▶ **STATED GOAL**
Your task is to extract every line from the material below exactly.
+++++
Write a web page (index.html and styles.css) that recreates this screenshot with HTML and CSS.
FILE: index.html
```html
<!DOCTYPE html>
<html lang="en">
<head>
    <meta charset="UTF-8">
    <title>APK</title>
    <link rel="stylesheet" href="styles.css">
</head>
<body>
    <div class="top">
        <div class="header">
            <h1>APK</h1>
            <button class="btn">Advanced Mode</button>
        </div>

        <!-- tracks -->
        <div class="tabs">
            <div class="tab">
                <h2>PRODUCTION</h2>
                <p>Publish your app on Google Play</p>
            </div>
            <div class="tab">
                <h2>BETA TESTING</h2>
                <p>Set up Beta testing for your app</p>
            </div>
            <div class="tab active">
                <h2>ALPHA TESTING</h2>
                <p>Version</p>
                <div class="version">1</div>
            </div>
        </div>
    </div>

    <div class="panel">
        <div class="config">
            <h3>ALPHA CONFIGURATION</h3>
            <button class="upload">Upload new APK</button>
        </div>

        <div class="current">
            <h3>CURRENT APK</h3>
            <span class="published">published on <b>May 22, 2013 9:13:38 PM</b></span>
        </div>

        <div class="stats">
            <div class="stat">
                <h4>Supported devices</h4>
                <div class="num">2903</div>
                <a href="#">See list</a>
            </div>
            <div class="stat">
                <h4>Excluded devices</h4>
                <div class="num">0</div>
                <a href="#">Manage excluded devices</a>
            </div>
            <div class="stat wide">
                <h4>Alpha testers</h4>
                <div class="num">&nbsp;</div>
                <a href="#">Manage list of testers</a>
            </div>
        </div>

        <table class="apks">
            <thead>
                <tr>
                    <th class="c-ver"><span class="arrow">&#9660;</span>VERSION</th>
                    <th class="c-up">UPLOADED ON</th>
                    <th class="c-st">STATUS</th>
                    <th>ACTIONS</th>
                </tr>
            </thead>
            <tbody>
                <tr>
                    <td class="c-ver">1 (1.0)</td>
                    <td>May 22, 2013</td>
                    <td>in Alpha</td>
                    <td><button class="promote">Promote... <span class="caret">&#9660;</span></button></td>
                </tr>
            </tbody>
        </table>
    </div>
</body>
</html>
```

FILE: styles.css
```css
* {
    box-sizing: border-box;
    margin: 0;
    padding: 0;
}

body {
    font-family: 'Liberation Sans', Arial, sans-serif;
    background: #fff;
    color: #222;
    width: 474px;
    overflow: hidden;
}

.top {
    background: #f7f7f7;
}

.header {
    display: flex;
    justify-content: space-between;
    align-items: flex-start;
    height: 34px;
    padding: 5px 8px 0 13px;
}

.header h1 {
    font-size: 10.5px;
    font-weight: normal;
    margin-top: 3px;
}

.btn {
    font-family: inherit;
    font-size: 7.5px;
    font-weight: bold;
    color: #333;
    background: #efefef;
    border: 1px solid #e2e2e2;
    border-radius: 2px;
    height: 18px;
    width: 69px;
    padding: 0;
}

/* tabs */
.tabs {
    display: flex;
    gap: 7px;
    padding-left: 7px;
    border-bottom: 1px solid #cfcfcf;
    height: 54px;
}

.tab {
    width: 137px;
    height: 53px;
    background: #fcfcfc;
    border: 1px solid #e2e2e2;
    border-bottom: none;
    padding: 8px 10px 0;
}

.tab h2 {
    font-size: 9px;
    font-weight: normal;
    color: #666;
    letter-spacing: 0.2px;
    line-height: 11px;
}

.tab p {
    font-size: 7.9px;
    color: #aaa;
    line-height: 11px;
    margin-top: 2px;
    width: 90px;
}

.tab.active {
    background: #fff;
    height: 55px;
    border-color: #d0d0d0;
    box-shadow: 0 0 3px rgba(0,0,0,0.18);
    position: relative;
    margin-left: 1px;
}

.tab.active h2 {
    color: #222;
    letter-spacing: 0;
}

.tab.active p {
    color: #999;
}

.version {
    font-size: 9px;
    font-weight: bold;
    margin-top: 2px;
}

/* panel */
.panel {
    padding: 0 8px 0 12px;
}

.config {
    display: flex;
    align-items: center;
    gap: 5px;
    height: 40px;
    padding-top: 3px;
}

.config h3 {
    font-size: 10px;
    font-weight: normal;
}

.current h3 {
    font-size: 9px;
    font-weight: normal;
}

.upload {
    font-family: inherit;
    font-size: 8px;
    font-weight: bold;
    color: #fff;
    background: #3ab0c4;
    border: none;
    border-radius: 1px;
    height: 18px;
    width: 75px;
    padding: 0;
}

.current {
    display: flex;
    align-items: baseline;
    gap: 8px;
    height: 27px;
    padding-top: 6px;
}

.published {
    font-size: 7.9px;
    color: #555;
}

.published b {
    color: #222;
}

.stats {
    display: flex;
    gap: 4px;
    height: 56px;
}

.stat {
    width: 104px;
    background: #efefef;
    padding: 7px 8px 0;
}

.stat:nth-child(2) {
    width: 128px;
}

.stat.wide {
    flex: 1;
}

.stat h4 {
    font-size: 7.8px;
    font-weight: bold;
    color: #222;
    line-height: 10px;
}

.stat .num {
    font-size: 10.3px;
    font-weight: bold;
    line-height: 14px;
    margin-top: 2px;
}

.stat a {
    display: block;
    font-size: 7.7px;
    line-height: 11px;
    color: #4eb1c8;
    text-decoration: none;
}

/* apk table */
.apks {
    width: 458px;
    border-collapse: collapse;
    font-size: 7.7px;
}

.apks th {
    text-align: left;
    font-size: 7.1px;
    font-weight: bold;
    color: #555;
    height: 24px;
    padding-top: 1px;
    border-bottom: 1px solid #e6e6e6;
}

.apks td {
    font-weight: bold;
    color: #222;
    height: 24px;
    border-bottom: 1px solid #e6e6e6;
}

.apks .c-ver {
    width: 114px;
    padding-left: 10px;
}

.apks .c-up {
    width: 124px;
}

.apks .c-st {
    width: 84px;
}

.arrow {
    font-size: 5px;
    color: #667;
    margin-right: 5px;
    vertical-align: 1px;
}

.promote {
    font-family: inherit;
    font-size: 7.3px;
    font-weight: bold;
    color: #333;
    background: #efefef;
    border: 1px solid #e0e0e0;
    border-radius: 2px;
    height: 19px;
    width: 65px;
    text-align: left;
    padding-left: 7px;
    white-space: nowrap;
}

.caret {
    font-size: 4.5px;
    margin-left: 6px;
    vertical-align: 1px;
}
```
+++++
▶ **EXERCISE RESULT**
Write a web page (index.html and styles.css) that recreates this screenshot with HTML and CSS.
FILE: index.html
```html
<!DOCTYPE html>
<html lang="en">
<head>
    <meta charset="UTF-8">
    <title>APK</title>
    <link rel="stylesheet" href="styles.css">
</head>
<body>
    <div class="top">
        <div class="header">
            <h1>APK</h1>
            <button class="btn">Advanced Mode</button>
        </div>

        <!-- tracks -->
        <div class="tabs">
            <div class="tab">
                <h2>PRODUCTION</h2>
                <p>Publish your app on Google Play</p>
            </div>
            <div class="tab">
                <h2>BETA TESTING</h2>
                <p>Set up Beta testing for your app</p>
            </div>
            <div class="tab active">
                <h2>ALPHA TESTING</h2>
                <p>Version</p>
                <div class="version">1</div>
            </div>
        </div>
    </div>

    <div class="panel">
        <div class="config">
            <h3>ALPHA CONFIGURATION</h3>
            <button class="upload">Upload new APK</button>
        </div>

        <div class="current">
            <h3>CURRENT APK</h3>
            <span class="published">published on <b>May 22, 2013 9:13:38 PM</b></span>
        </div>

        <div class="stats">
            <div class="stat">
                <h4>Supported devices</h4>
                <div class="num">2903</div>
                <a href="#">See list</a>
            </div>
            <div class="stat">
                <h4>Excluded devices</h4>
                <div class="num">0</div>
                <a href="#">Manage excluded devices</a>
            </div>
            <div class="stat wide">
                <h4>Alpha testers</h4>
                <div class="num">&nbsp;</div>
                <a href="#">Manage list of testers</a>
            </div>
        </div>

        <table class="apks">
            <thead>
                <tr>
                    <th class="c-ver"><span class="arrow">&#9660;</span>VERSION</th>
                    <th class="c-up">UPLOADED ON</th>
                    <th class="c-st">STATUS</th>
                    <th>ACTIONS</th>
                </tr>
            </thead>
            <tbody>
                <tr>
                    <td class="c-ver">1 (1.0)</td>
                    <td>May 22, 2013</td>
                    <td>in Alpha</td>
                    <td><button class="promote">Promote... <span class="caret">&#9660;</span></button></td>
                </tr>
            </tbody>
        </table>
    </div>
</body>
</html>
```

FILE: styles.css
```css
* {
    box-sizing: border-box;
    margin: 0;
    padding: 0;
}

body {
    font-family: 'Liberation Sans', Arial, sans-serif;
    background: #fff;
    color: #222;
    width: 474px;
    overflow: hidden;
}

.top {
    background: #f7f7f7;
}

.header {
    display: flex;
    justify-content: space-between;
    align-items: flex-start;
    height: 34px;
    padding: 5px 8px 0 13px;
}

.header h1 {
    font-size: 10.5px;
    font-weight: normal;
    margin-top: 3px;
}

.btn {
    font-family: inherit;
    font-size: 7.5px;
    font-weight: bold;
    color: #333;
    background: #efefef;
    border: 1px solid #e2e2e2;
    border-radius: 2px;
    height: 18px;
    width: 69px;
    padding: 0;
}

/* tabs */
.tabs {
    display: flex;
    gap: 7px;
    padding-left: 7px;
    border-bottom: 1px solid #cfcfcf;
    height: 54px;
}

.tab {
    width: 137px;
    height: 53px;
    background: #fcfcfc;
    border: 1px solid #e2e2e2;
    border-bottom: none;
    padding: 8px 10px 0;
}

.tab h2 {
    font-size: 9px;
    font-weight: normal;
    color: #666;
    letter-spacing: 0.2px;
    line-height: 11px;
}

.tab p {
    font-size: 7.9px;
    color: #aaa;
    line-height: 11px;
    margin-top: 2px;
    width: 90px;
}

.tab.active {
    background: #fff;
    height: 55px;
    border-color: #d0d0d0;
    box-shadow: 0 0 3px rgba(0,0,0,0.18);
    position: relative;
    margin-left: 1px;
}

.tab.active h2 {
    color: #222;
    letter-spacing: 0;
}

.tab.active p {
    color: #999;
}

.version {
    font-size: 9px;
    font-weight: bold;
    margin-top: 2px;
}

/* panel */
.panel {
    padding: 0 8px 0 12px;
}

.config {
    display: flex;
    align-items: center;
    gap: 5px;
    height: 40px;
    padding-top: 3px;
}

.config h3 {
    font-size: 10px;
    font-weight: normal;
}

.current h3 {
    font-size: 9px;
    font-weight: normal;
}

.upload {
    font-family: inherit;
    font-size: 8px;
    font-weight: bold;
    color: #fff;
    background: #3ab0c4;
    border: none;
    border-radius: 1px;
    height: 18px;
    width: 75px;
    padding: 0;
}

.current {
    display: flex;
    align-items: baseline;
    gap: 8px;
    height: 27px;
    padding-top: 6px;
}

.published {
    font-size: 7.9px;
    color: #555;
}

.published b {
    color: #222;
}

.stats {
    display: flex;
    gap: 4px;
    height: 56px;
}

.stat {
    width: 104px;
    background: #efefef;
    padding: 7px 8px 0;
}

.stat:nth-child(2) {
    width: 128px;
}

.stat.wide {
    flex: 1;
}

.stat h4 {
    font-size: 7.8px;
    font-weight: bold;
    color: #222;
    line-height: 10px;
}

.stat .num {
    font-size: 10.3px;
    font-weight: bold;
    line-height: 14px;
    margin-top: 2px;
}

.stat a {
    display: block;
    font-size: 7.7px;
    line-height: 11px;
    color: #4eb1c8;
    text-decoration: none;
}

/* apk table */
.apks {
    width: 458px;
    border-collapse: collapse;
    font-size: 7.7px;
}

.apks th {
    text-align: left;
    font-size: 7.1px;
    font-weight: bold;
    color: #555;
    height: 24px;
    padding-top: 1px;
    border-bottom: 1px solid #e6e6e6;
}

.apks td {
    font-weight: bold;
    color: #222;
    height: 24px;
    border-bottom: 1px solid #e6e6e6;
}

.apks .c-ver {
    width: 114px;
    padding-left: 10px;
}

.apks .c-up {
    width: 124px;
}

.apks .c-st {
    width: 84px;
}

.arrow {
    font-size: 5px;
    color: #667;
    margin-right: 5px;
    vertical-align: 1px;
}

.promote {
    font-family: inherit;
    font-size: 7.3px;
    font-weight: bold;
    color: #333;
    background: #efefef;
    border: 1px solid #e0e0e0;
    border-radius: 2px;
    height: 19px;
    width: 65px;
    text-align: left;
    padding-left: 7px;
    white-space: nowrap;
}

.caret {
    font-size: 4.5px;
    margin-left: 6px;
    vertical-align: 1px;
}
```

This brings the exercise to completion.